Through another notification on May 9, 2023 the government brought five activities under the same preview. They included acting as a formation agent of companies and limited liability partnerships (LLP); and acting as (or arranging for another person to act as) a director or secretary of a company, a partner of a firm, or a similar position in relation to other companies and LLPs.

Those providing a registered office, business address or accommodation, correspondence or administrative address for a company or an LLP or a trust; acting as (or arranging for another person to act as) a trustee of an express trust or performing the equivalent function for another type of trust; and acting as (or arranging for another person to act as) a nominee shareholder for another person were also included.
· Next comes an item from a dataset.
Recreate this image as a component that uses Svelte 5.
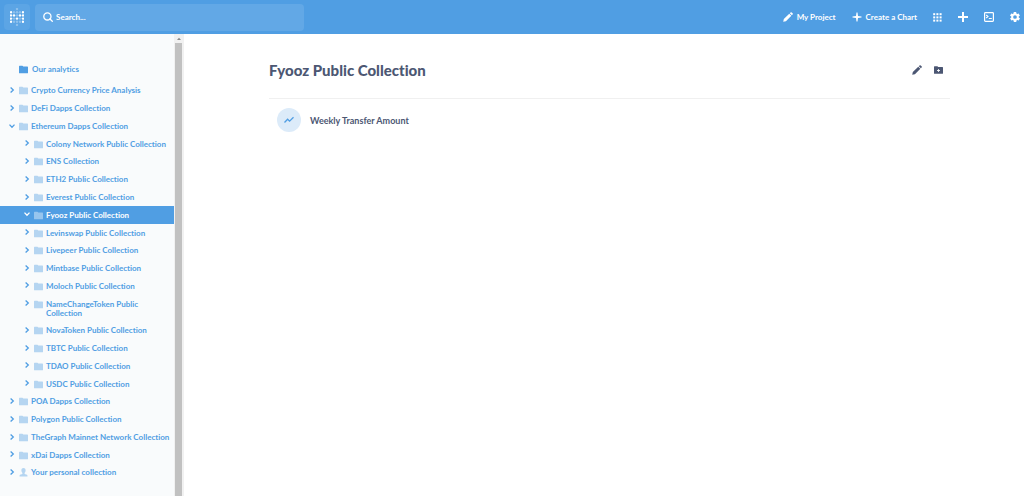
<script>
  const rows = [
    { name: 'Crypto Currency Price Analysis', level: 1 },
    { name: 'DeFi Dapps Collection', level: 1 },
    { name: 'Ethereum Dapps Collection', level: 1, open: true },
    { name: 'Colony Network Public Collection', level: 2 },
    { name: 'ENS Collection', level: 2 },
    { name: 'ETH2 Public Collection', level: 2 },
    { name: 'Everest Public Collection', level: 2 },
    { name: 'Fyooz Public Collection', level: 2, open: true, selected: true },
    { name: 'Levinswap Public Collection', level: 2 },
    { name: 'Livepeer Public Collection', level: 2 },
    { name: 'Mintbase Public Collection', level: 2 },
    { name: 'Moloch Public Collection', level: 2 },
    { name: 'NameChangeToken Public Collection', level: 2 },
    { name: 'NovaToken Public Collection', level: 2 },
    { name: 'TBTC Public Collection', level: 2 },
    { name: 'TDAO Public Collection', level: 2 },
    { name: 'USDC Public Collection', level: 2 },
    { name: 'POA Dapps Collection', level: 1 },
    { name: 'Polygon Public Collection', level: 1 },
    { name: 'TheGraph Mainnet Network Collection', level: 1 },
    { name: 'xDai Dapps Collection', level: 1 },
    { name: 'Your personal collection', level: 1, personal: true }
  ];

  // Dot opacity for each cell of the logo grid
  const logo = [
    [0, 0, 0.3, 0, 0],
    [1, 0.3, 0.3, 0.3, 1],
    [1, 1, 0.3, 1, 1],
    [1, 0.3, 1, 0.3, 1],
    [1, 0.3, 0.3, 0.3, 1],
    [0, 0, 0.3, 0, 0]
  ];
</script>

{#snippet folder()}
  <svg class="folder" viewBox="0 0 9 8" aria-hidden="true">
    <path d="M0 1Q0 .2.6.2H3.4L4.3 1.1H8.4Q9 1.1 9 1.7V7.2Q9 7.8 8.4 7.8H.6Q0 7.8 0 7.2Z" />
  </svg>
{/snippet}

{#snippet pencil()}
  <svg class="pencil" viewBox="0 0 24 24" aria-hidden="true">
    <path d="M.5 23.500 2 17 15 4 20 9 7 22ZM16.300 2.700 18 1Q19.500-.3 21 1L23 3Q24.300 4.500 23 6L21.300 7.700Z" />
  </svg>
{/snippet}

<div class="page">
  <header>
    <a class="logo" href="#home" aria-label="Home">
      <svg viewBox="0 0 14 18" aria-hidden="true">
        {#each logo as line, y}
          {#each line as opacity, x}
            <circle cx={1 + x * 3} cy={1 + y * 3.2} r="1.2" {opacity} />
          {/each}
        {/each}
      </svg>
    </a>
    <label class="search">
      <svg viewBox="0 0 10 10" aria-hidden="true">
        <circle cx="4.4" cy="4.4" r="3.6" />
        <path d="M7 7 9.300 9.300" />
      </svg>
      <input type="text" placeholder="Search..." aria-label="Search" />
    </label>
    <nav>
      <a href="#project">{@render pencil()}My Project</a>
      <a href="#chart">
        <svg viewBox="0 0 10 10" aria-hidden="true"><path d="M5 .5 6 4 9.500 5 6 6 5 9.500 4 6 .5 5 4 4Z" /><path d="M4.500.5H5.500V4.500H9.500V5.500H5.500V9.500H4.500V5.500H.5V4.500H4.500Z" /></svg>
        Create a Chart
      </a>
      <button aria-label="Browse data">
        <svg class="grid" viewBox="0 0 9 9" aria-hidden="true">
          {#each [0.2, 3.4, 6.6] as y}
            {#each [0.2, 3.4, 6.6] as x}
              <rect {x} {y} width="2" height="2" />
            {/each}
          {/each}
        </svg>
      </button>
      <button aria-label="New">
        <svg viewBox="0 0 10 10" aria-hidden="true"><path d="M4 0H6V4H10V6H6V10H4V6H0V4H4Z" /></svg>
      </button>
      <button aria-label="Write SQL">
        <svg class="line" viewBox="0 0 10 10" aria-hidden="true">
          <rect x=".6" y=".6" width="8.800" height="8.800" rx=".8" />
          <path d="M2.200 3 3.900 4.500 2.200 6M4.800 6.500H7.800" />
        </svg>
      </button>
      <button aria-label="Settings">
        <svg viewBox="2 2 20 20" aria-hidden="true">
          <path d="M19.4 13c0-.3.1-.6.1-1s0-.7-.1-1l2.1-1.6c.2-.2.2-.4.1-.6l-2-3.5c-.1-.2-.4-.3-.6-.2l-2.500 1c-.5-.4-1.100-.7-1.700-1l-.4-2.600c0-.3-.2-.5-.5-.5h-4c-.2 0-.4.2-.5.400l-.4 2.700c-.6.200-1.100.600-1.700 1l-2.500-1c-.2-.1-.5 0-.6.200l-2 3.500c-.1.200 0 .5.100.6L4.600 11c0 .3-.1.600-.1 1s0 .7.100 1l-2.100 1.600c-.2.200-.2.400-.1.600l2 3.500c.1.200.4.300.6.200l2.500-1c.5.400 1.100.7 1.700 1l.4 2.600c0 .3.200.5.500.5h4c.2 0 .5-.2.500-.500l.4-2.600c.6-.3 1.200-.6 1.700-1l2.500 1c.2.100.5 0 .6-.2l2-3.500c.1-.2.1-.5-.1-.6L19.400 13ZM12 15.700a3.700 3.700 0 1 1 0-7.400 3.700 3.700 0 0 1 0 7.400Z" />
        </svg>
      </button>
    </nav>
  </header>

  <div class="body">
    <aside>
      <div class="collections">
        <a class="root" href="#root">{@render folder()}Our analytics</a>
        <ul>
          {#each rows as row}
            <li class:nested={row.level === 2} class:selected={row.selected}>
              <button class="toggle" aria-label="Toggle {row.name}" aria-expanded={!!row.open}>
                <svg class:open={row.open} viewBox="0 0 6 6" aria-hidden="true"><path d="M1.600.5 4.300 3 1.600 5.500" /></svg>
              </button>
              <a href="#collection" aria-current={row.selected ? 'page' : undefined}>
                {#if row.personal}
                  <svg class="folder" viewBox="0 0 9 9" aria-hidden="true">
                    <path d="M4.500 0C6 0 6.700 1 6.600 2.400 6.500 3.700 5.900 4.500 5.600 4.900V6L8 6.800Q8.500 7 8.500 8.600H.5Q.5 7 1 6.800L3.400 6V4.900C3.100 4.500 2.500 3.700 2.400 2.400 2.300 1 3 0 4.500 0Z" />
                  </svg>
                {:else}
                  {@render folder()}
                {/if}
                <span>{row.name}</span>
              </a>
            </li>
          {/each}
        </ul>
      </div>
      <div class="scrollbar" aria-hidden="true">
        <svg viewBox="0 0 9 9"><path d="M2.500 6 4.500 3.800 6.500 6Z" /></svg>
        <div class="thumb"></div>
      </div>
    </aside>

    <main>
      <div class="heading">
        <h1>Fyooz Public Collection</h1>
        <button aria-label="Edit collection">{@render pencil()}</button>
        <button aria-label="New collection">
          <svg class="add" viewBox="0 0 9 8" aria-hidden="true">
            <path fill-rule="evenodd" d="M0 .8Q0 .2.600.2H3.400L4.200 1H8.400Q9 1 9 1.600V7.200Q9 7.800 8.400 7.800H.6Q0 7.800 0 7.200ZM4.100 3.100V4.100H3.100V4.900H4.100V5.900H4.900V4.900H5.900V4.100H4.900V3.100Z" />
          </svg>
        </button>
      </div>
      <a class="item" href="#question">
        <span class="badge">
          <svg viewBox="0 0 10 8" aria-hidden="true"><path d="M.5 6.500 3.600 3.200 5.600 5.200 9.500 1.300" /></svg>
        </span>
        Weekly Transfer Amount
      </a>
    </main>
  </div>
</div>

<style>
  :global(body) {
    margin: 0;
    background: #fff;
  }
  .page {
    display: flex;
    flex-direction: column;
    min-height: 100vh;
    font: 700 8px/9px Lato, sans-serif;
    font-variant-ligatures: none;
    color: #4c5773;
  }
  a {
    color: inherit;
    text-decoration: none;
  }
  button {
    display: flex;
    padding: 0;
    border: 0;
    background: none;
    color: inherit;
    cursor: pointer;
  }
  svg {
    display: block;
    flex: none;
    width: 10px;
    height: 10px;
    fill: currentColor;
  }
  header {
    display: flex;
    align-items: center;
    gap: 5px;
    box-sizing: border-box;
    height: 34px;
    padding: 0 4px;
    background: #509ee3;
    color: #fff;
  }
  .logo {
    display: grid;
    place-items: center;
    width: 26px;
    height: 26px;
    border-radius: 4px;
    background: #5ca5e5;
  }
  .logo svg {
    width: 14px;
    height: 18px;
  }
  .search {
    display: flex;
    align-items: center;
    gap: 3px;
    box-sizing: border-box;
    flex: 0 1 269px;
    height: 27px;
    padding: 0 8px;
    border-radius: 4px;
    background: #62a8e6;
  }
  .search svg {
    fill: none;
    stroke: #fff;
    stroke-width: 1.3;
    stroke-linecap: round;
  }
  input {
    flex: 1;
    min-width: 0;
    padding: 0;
    border: 0;
    outline: 0;
    background: none;
    color: #fff;
    font: inherit;
  }
  input::placeholder {
    color: #fff;
    opacity: 1;
  }
  nav {
    display: flex;
    align-items: center;
    gap: 16px;
    margin-left: auto;
  }
  nav a {
    display: flex;
    align-items: center;
    gap: 4px;
  }
  nav .grid {
    width: 9px;
    height: 9px;
  }
  .line {
    fill: none;
    stroke: currentColor;
    stroke-width: 1.2;
  }
  .body {
    display: flex;
    flex: 1;
  }
  aside {
    display: flex;
    flex: none;
    width: 184px;
    background: #f9fbfc;
    color: #509ee3;
  }
  .collections {
    display: flex;
    flex-direction: column;
    flex: 1;
    padding: 31px 0 14px;
  }
  .root {
    display: flex;
    align-items: center;
    gap: 4px;
    padding: 0 19px 8px;
  }
  .folder {
    width: 9px;
    height: 9px;
  }
  ul {
    display: flex;
    flex-direction: column;
    flex: 1;
    margin: 0;
    padding: 0;
    list-style: none;
  }
  li {
    display: flex;
    align-items: center;
    flex: 1 0 auto;
    gap: 4px;
    padding: 4px 2px 4px 9px;
  }
  li.nested {
    padding-left: 24px;
  }
  li a {
    display: flex;
    gap: 3px;
  }
  li .folder {
    opacity: 0.4;
  }
  li.selected {
    background: #509ee3;
    color: #fff;
  }
  .toggle {
    align-self: flex-start;
    padding: 1px 0;
  }
  .toggle svg {
    width: 6px;
    height: 6px;
    fill: none;
    stroke: currentColor;
    stroke-width: 1.3;
  }
  .toggle .open {
    transform: rotate(90deg);
  }
  .scrollbar {
    display: flex;
    flex-direction: column;
    width: 10px;
    background: #f1f1f1;
  }
  .scrollbar svg {
    width: 10px;
    height: 9px;
    fill: #8a8a8a;
  }
  .thumb {
    flex: 1;
    margin: 0 2px 0 1px;
    background: #c1c1c1;
  }
  main {
    flex: 1;
    padding: 26px 74px 0 85px;
  }
  .heading {
    display: flex;
    align-items: center;
    gap: 12px;
    padding: 0 7px 18px 0;
    border-bottom: 1px solid #f0f0f0;
  }
  h1 {
    flex: 1;
    margin: 0;
    font-size: 15px;
    font-weight: 900;
    line-height: 20px;
  }
  .heading .add {
    width: 9px;
    height: 8px;
  }
  .item {
    display: flex;
    align-items: center;
    gap: 9px;
    padding: 9px 8px;
    font-size: 9px;
  }
  .badge {
    display: grid;
    place-items: center;
    width: 24px;
    height: 24px;
    border-radius: 50%;
    background: #dcebf9;
    color: #509ee3;
  }
  .badge svg {
    fill: none;
    stroke: currentColor;
    stroke-width: 1.3;
  }
</style>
Subsequently, the respective government departments also issued associated guidelines to be followed by the persons concerned.

Under the PMLA, a reporting entity has to maintain a record of all transactions (for five years), and documents evidencing the identity of its clients and beneficial owners, account files and business correspondence with them, and furnish information as and when sought by the designated authority.

Section 12AA of the Act lays down the additional responsibilities of a reporting entity. Prior to the commencement of each specified transaction, it has to verify the identity of its clients; examine the ownership and financial position, including sources of funds of the client; and record the purpose behind the specified transaction and the intended nature of relationship between the transacting parties.

If the client does not fulfil the conditions, the reporting entity must disallow the specified transaction. If the transaction is suspicious or likely to involve proceeds of crime, the entity has to increase the future monitoring of the business relationship with the client, including greater scrutiny of transactions. The information gathered while applying these enhanced due diligence measures has also to be maintained for five years.

“As per the FATF recommendations, lawyers would also have come under the definition of ‘reporting entity’. However, Sections 126 and 129 of the Evidence Act gives them the immunity of privileged communication with clients,” a government official said, adding that non-compliance by a reporting entity attracts monetary penalty not less than ₹10,000, which may extend to ₹1 lakh for each failure.